33    The application by the CMS parties for security from the Cellcrete parties for the costs of the cross-claim by the Cellcrete parties fails at the threshold stage. Again, even if it did not, I would not have exercised my discretion to order security for costs. Any deficiency in the sufficiency of assets held by the Cellcrete parties would be small. And a number of matters in the cross-claim are closely related to matters raised in CMS’s claim. Although the Cellcrete parties’ cross-claim cannot be described as “defensive”, I accept the submission of the Cellcrete parties that they would not have brought their cross-claim if there were not otherwise litigation on foot against them.

Conclusion

34    All applications for security for costs are refused.
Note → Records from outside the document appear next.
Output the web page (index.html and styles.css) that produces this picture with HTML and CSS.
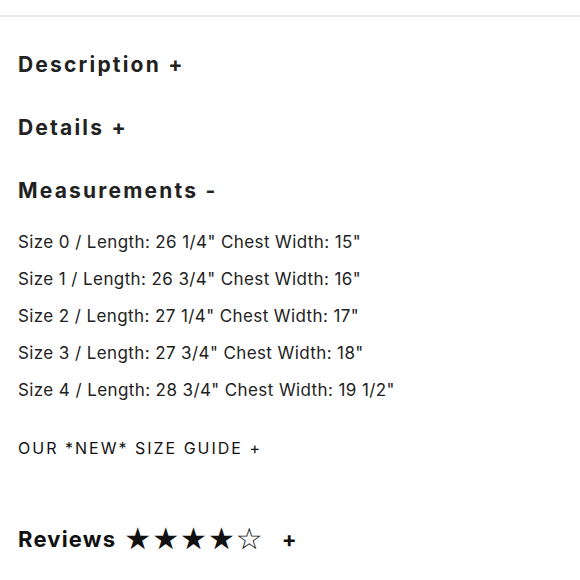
FILE: index.html
```html
<!DOCTYPE html>
<html>
<head>
<meta charset="utf-8">
<link rel="stylesheet" href="styles.css">
</head>
<body>
<div class="topbar"></div>
<main class="content">
  <h2 class="acc-title">Description +</h2>
  <h2 class="acc-title">Details +</h2>
  <h2 class="acc-title">Measurements -</h2>
  <ul class="sizes">
    <li>Size 0 / Length: 26 1/4" Chest Width: 15"</li>
    <li>Size 1 / Length: 26 3/4" Chest Width: 16"</li>
    <li>Size 2 / Length: 27 1/4" Chest Width: 17"</li>
    <li>Size 3 / Length: 27 3/4" Chest Width: 18"</li>
    <li>Size 4 / Length: 28 3/4" Chest Width: 19 1/2"</li>
  </ul>
  <p class="guide">OUR *NEW* SIZE GUIDE +</p>
  <h2 class="reviews">Reviews <span class="stars">★★★★☆</span><span class="plus">+</span></h2>
</main>
</body>
</html>
```
FILE: styles.css
```css
html, body {
  margin: 0;
  padding: 0;
  background: #fff;
}
body {
  font-family: "Inter", "Liberation Sans", sans-serif;
  color: #222;
}
.topbar {
  height: 15px;
  border-bottom: 2px solid #ebebeb;
}
.content {
  padding: 16px 18px 0;
}
.acc-title {
  margin: 0;
  font-size: 21px;
  font-weight: 700;
  letter-spacing: 2.2px;
  line-height: 63px;
  height: 63px;
}
.sizes {
  list-style: none;
  margin: 2px 0 0;
  padding: 0;
}
.sizes li {
  font-size: 17px;
  letter-spacing: 0.4px;
  line-height: 37px;
}
.guide {
  margin: 21px 0 0;
  font-size: 16px;
  letter-spacing: 2px;
  line-height: 37px;
  color: #111;
}
.reviews {
  margin: 42px 0 0;
  font-size: 22px;
  font-weight: 700;
  letter-spacing: 1.2px;
  line-height: 60px;
  color: #111;
  display: flex;
  align-items: center;
}
.stars {
  font-family: "DejaVu Sans", sans-serif;
  font-weight: 400;
  letter-spacing: 1px;
  font-size: 30px;
  margin-left: 8px;
}
.plus {
  margin-left: 18px;
}
```
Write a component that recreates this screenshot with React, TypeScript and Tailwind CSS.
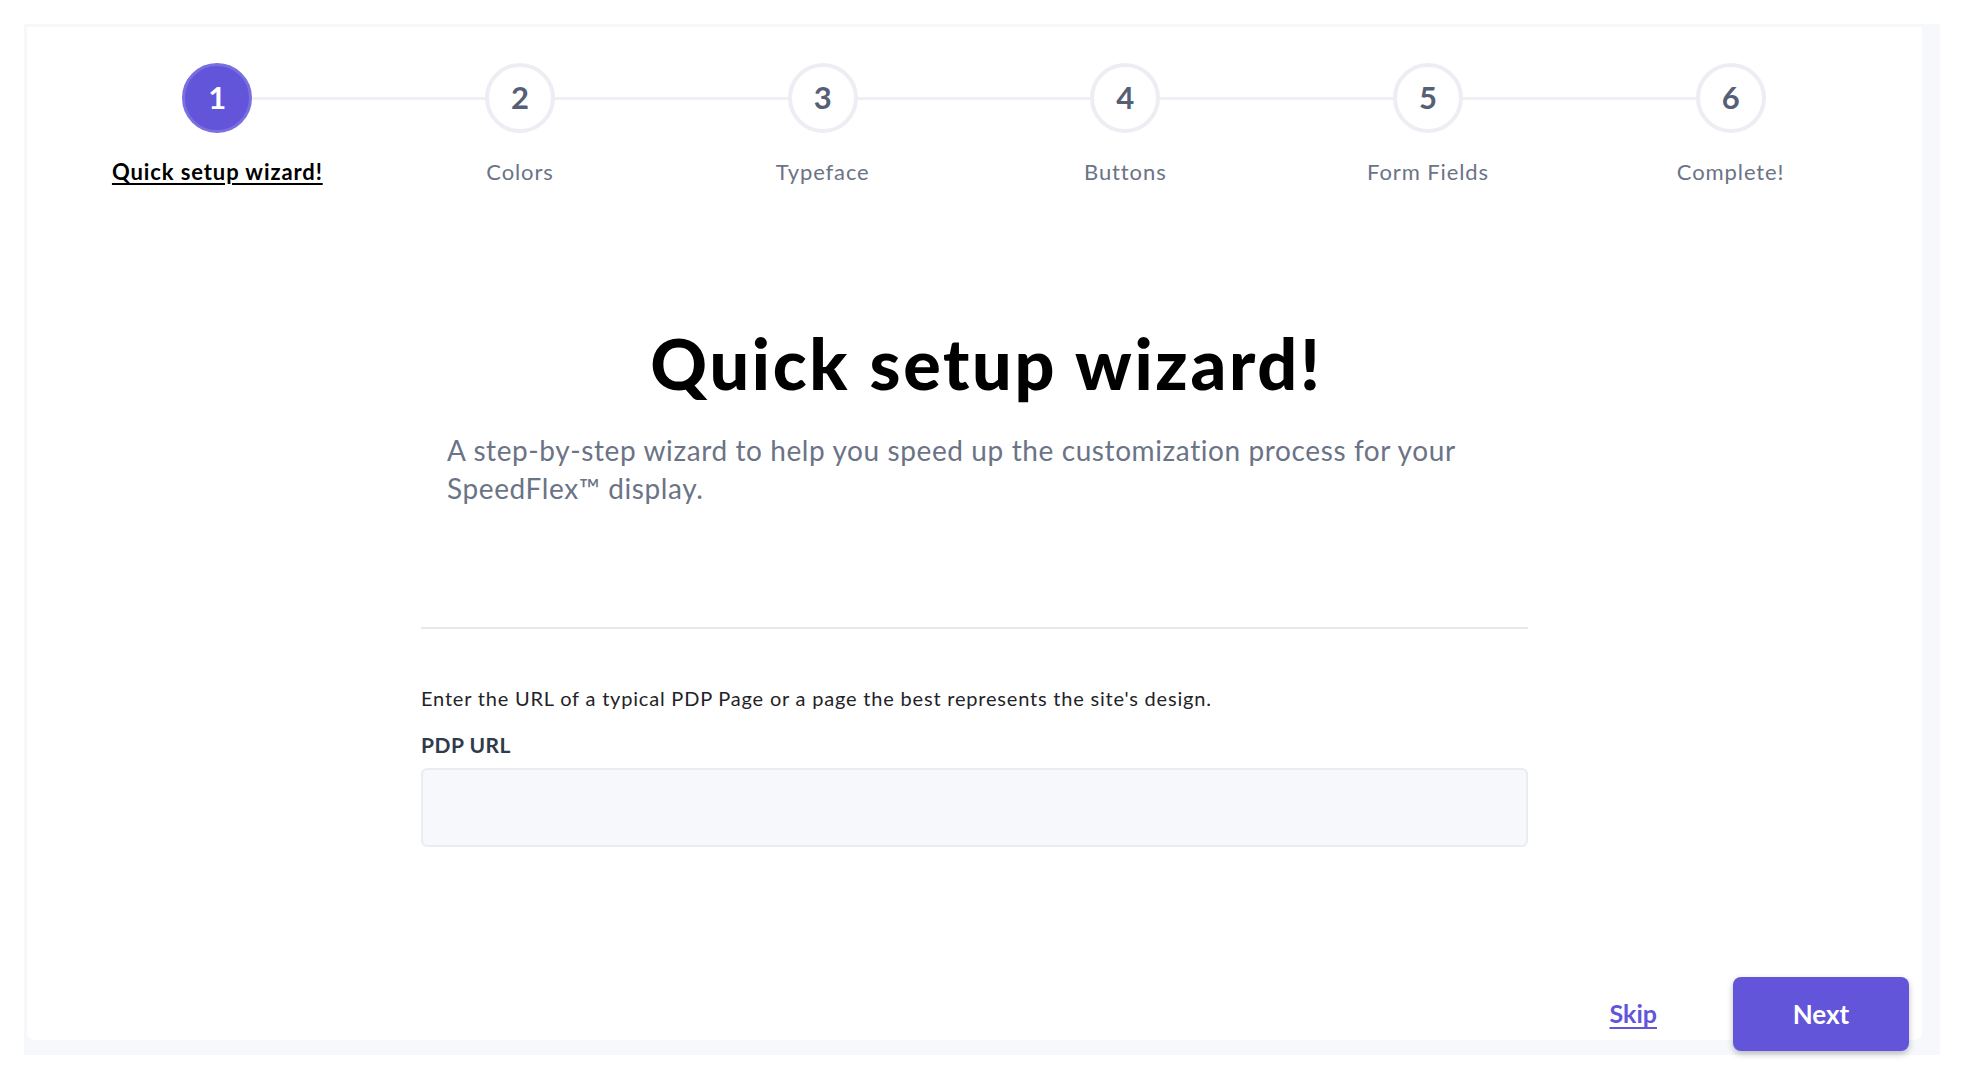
const STEPS = ['Quick setup wizard!', 'Colors', 'Typeface', 'Buttons', 'Form Fields', 'Complete!']

function Stepper({ current }: { current: number }) {
    return (
        <div className="grid grid-cols-6 pl-[39px] pr-[40px] pt-[36px]">
            {STEPS.map((label, i) => {
                const active = i === current
                return (
                    <div key={label} className="flex flex-col items-center">
                        <div className="flex w-full items-center">
                            <div className={i === 0 ? 'h-[3px] flex-1' : 'h-[3px] flex-1 bg-[#eef0f5]'} />
                            {active ? (
                                <div className="flex h-[70px] w-[70px] items-center justify-center rounded-full border-[3px] border-[#7a6fe0] bg-[#6255da] pb-[2px] text-[31px] font-bold text-white">
                                    {i + 1}
                                </div>
                            ) : (
                                <div className="flex h-[70px] w-[70px] items-center justify-center rounded-full border-4 border-[#eceef4] bg-white pb-[2px] text-[31px] font-bold text-[#566074]">
                                    {i + 1}
                                </div>
                            )}
                            <div className={i === STEPS.length - 1 ? 'h-[3px] flex-1' : 'h-[3px] flex-1 bg-[#eef0f5]'} />
                        </div>
                        <div
                            className={
                                active
                                    ? 'mt-[25px] text-[22px] leading-[28px] tracking-[0.9px] font-bold text-black underline underline-offset-[3px] decoration-[2px]'
                                    : 'mt-[25px] text-[22px] leading-[28px] tracking-[0.9px] text-[#6b7386]'
                            }
                        >
                            {label}
                        </div>
                    </div>
                )
            })}
        </div>
    )
}

export default function App() {
    return (
        <div className="min-h-screen bg-white pl-[24px] pt-[24px] font-['Lato',sans-serif] antialiased">
            <div className="h-[1031px] w-[1916px] bg-[#f7f8fc] pb-[15px] pl-[3px] pr-[18px] pt-[3px]">
                <div className="flex h-full flex-col rounded-b-lg bg-white">
                    <Stepper current={0} />

                    <div className="mx-auto flex w-[1107px] flex-col">
                        <h1 className="mt-[142px] pl-[24px] text-center text-[70px] leading-[70px] font-black tracking-[2.7px] text-black">
                            Quick setup wizard!
                        </h1>
                        <p className="mt-[33px] px-[26px] text-[28px] leading-[38px] tracking-[0.6px] text-[#6b7386]">
                            A step-by-step wizard to help you speed up the customization process for your
                            <br />
                            SpeedFlex™ display.
                        </p>

                        <div className="mt-[120px] h-[2px] bg-[#e7e8ec]" />

                        <p className="mt-[55px] text-[20px] leading-[28px] tracking-[0.8px] text-[#1f2328]">
                            Enter the URL of a typical PDP Page or a page the best represents the site's design.
                        </p>
                        <label className="mt-[19px] text-[21px] leading-[28px] tracking-[0.5px] font-bold text-[#2f3a4a]">PDP URL</label>
                        <input
                            type="text"
                            className="mt-[9px] h-[79px] w-full rounded-md border-2 border-[#eaecf2] bg-[#f7f8fc] px-4 text-[20px] outline-none"
                        />
                    </div>

                    <div className="mt-[130px] flex items-center justify-end gap-[76px] pr-[13px]">
                        <a href="#" className="text-[25px] font-bold text-[#6255da] underline underline-offset-[4px] decoration-[2px]">
                            Skip
                        </a>
                        <button className="h-[74px] w-[176px] rounded-lg bg-[#6255da] text-[26px] font-bold text-white shadow-[0_3px_6px_rgba(0,0,0,0.25)]">
                            Next
                        </button>
                    </div>
                </div>
            </div>
        </div>
    )
}
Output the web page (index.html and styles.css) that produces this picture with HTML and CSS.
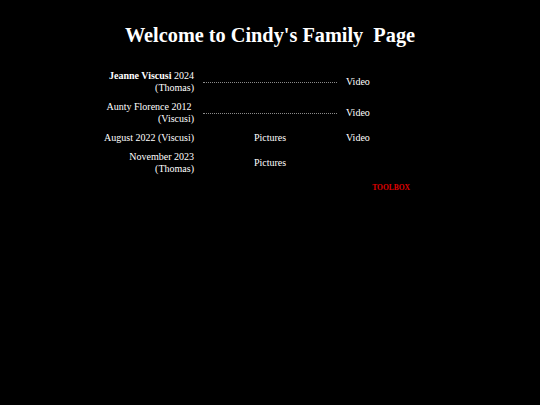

Although each of the relevant parties has sufficient assets to pay the costs of the other’s claims, the combination of its own costs of a contested six day trial together with a payment of the costs of the opposing party might nevertheless impose a huge burden on either CMS or Cellcrete Australia. It is easy to see how the individuals involved in this case are antagonistic to each other. It is far less easy to see why commercial rationality should not prevail. The parties should give consideration to further mediation if they wish to avoid spending many of their valuable assets on their own costs, and potentially the costs of the other side, in litigation.

35    In circumstances in which these two applications involved overlapping evidence and submissions, and in circumstances where the two applications were of similar length and complexity, my preliminary view is that it is hard to see why the appropriate order as to costs should not be that there is no order as to costs. Unless either party wishes to make submissions to the contrary I will make that order as to costs.

I certify that the preceding thirty five (35) numbered paragraphs are a true copy of the Reasons for Judgment herein of the Honourable Justice Edelman.